**EXERCISE GOAL**
Present every line in which the string "styles" appears.
_____
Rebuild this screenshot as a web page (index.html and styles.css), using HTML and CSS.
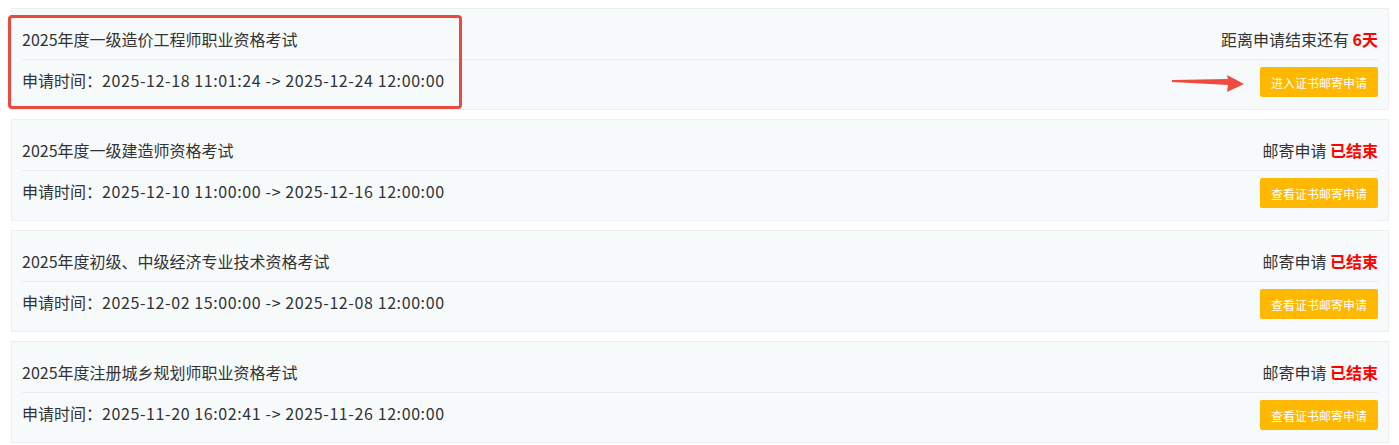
FILE: index.html
```html
<!DOCTYPE html>
<html lang="zh-CN">
<head>
<meta charset="utf-8">
<title>证书邮寄申请</title>
<link rel="stylesheet" href="styles.css">
</head>
<body>
<div class="list">
  <div class="card">
    <div class="row head">
      <span class="title">2025年度一级造价工程师职业资格考试</span>
      <span class="status">距离申请结束还有 <b class="red">6天</b></span>
    </div>
    <div class="row">
      <span class="time">申请时间：<span class="date">2025-12-18 11:01:24 -&gt; 2025-12-24 12:00:00</span></span>
      <a class="btn">进入证书邮寄申请</a>
    </div>
    <div class="highlight"></div>
    <svg class="arrow" width="76" height="22" viewBox="0 0 76 22"><polygon points="1,7 57,6 56,2 73,11 56,19 57,12 1,9" fill="#ee4b3e"/></svg>
  </div>
  <div class="card">
    <div class="row head">
      <span class="title">2025年度一级建造师资格考试</span>
      <span class="status">邮寄申请 <b class="red">已结束</b></span>
    </div>
    <div class="row">
      <span class="time">申请时间：<span class="date">2025-12-10 11:00:00 -&gt; 2025-12-16 12:00:00</span></span>
      <a class="btn">查看证书邮寄申请</a>
    </div>
  </div>
  <div class="card">
    <div class="row head">
      <span class="title">2025年度初级、中级经济专业技术资格考试</span>
      <span class="status">邮寄申请 <b class="red">已结束</b></span>
    </div>
    <div class="row">
      <span class="time">申请时间：<span class="date">2025-12-02 15:00:00 -&gt; 2025-12-08 12:00:00</span></span>
      <a class="btn">查看证书邮寄申请</a>
    </div>
  </div>
  <div class="card">
    <div class="row head">
      <span class="title">2025年度注册城乡规划师职业资格考试</span>
      <span class="status">邮寄申请 <b class="red">已结束</b></span>
    </div>
    <div class="row">
      <span class="time">申请时间：<span class="date">2025-11-20 16:02:41 -&gt; 2025-11-26 12:00:00</span></span>
      <a class="btn">查看证书邮寄申请</a>
    </div>
  </div>
</div>
</body>
</html>
```
FILE: styles.css
```css
html, body {
  margin: 0;
  padding: 0;
  background: #ffffff;
}
body {
  font-family: "Noto Sans CJK SC", "Noto Sans", sans-serif;
  color: #333333;
  font-size: 16px;
}
.list {
  padding: 8px 10px 0 11px;
}
.card {
  position: relative;
  background: #f7fafb;
  border: 1px solid #eceef0;
  padding: 10px 10px 9px;
  margin-bottom: 9px;
}
.row {
  height: 40px;
  display: flex;
  align-items: center;
  justify-content: space-between;
}
.head {
  border-bottom: 1px solid #e8ecee;
}
.date {
  letter-spacing: 0.6px;
}
.red {
  color: #ff0000;
  font-weight: bold;
  font-size: 16px;
}
.btn {
  display: inline-flex;
  align-items: center;
  height: 30px;
  padding: 0 11px;
  margin-top: 4px;
  background: #ffb800;
  color: #ffffff;
  font-size: 12px;
  border-radius: 2px;
}
.highlight {
  position: absolute;
  left: -4px;
  top: 6px;
  width: 448px;
  height: 88px;
  border: 3px solid #e84a3f;
  border-radius: 4px;
}
.arrow {
  position: absolute;
  left: 1159px;
  top: 64px;
}
```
_____
**SOLUTION TO THE EXERCISE**
Rebuild this screenshot as a web page (index.html and styles.css), using HTML and CSS.
<link rel="stylesheet" href="styles.css">
FILE: styles.css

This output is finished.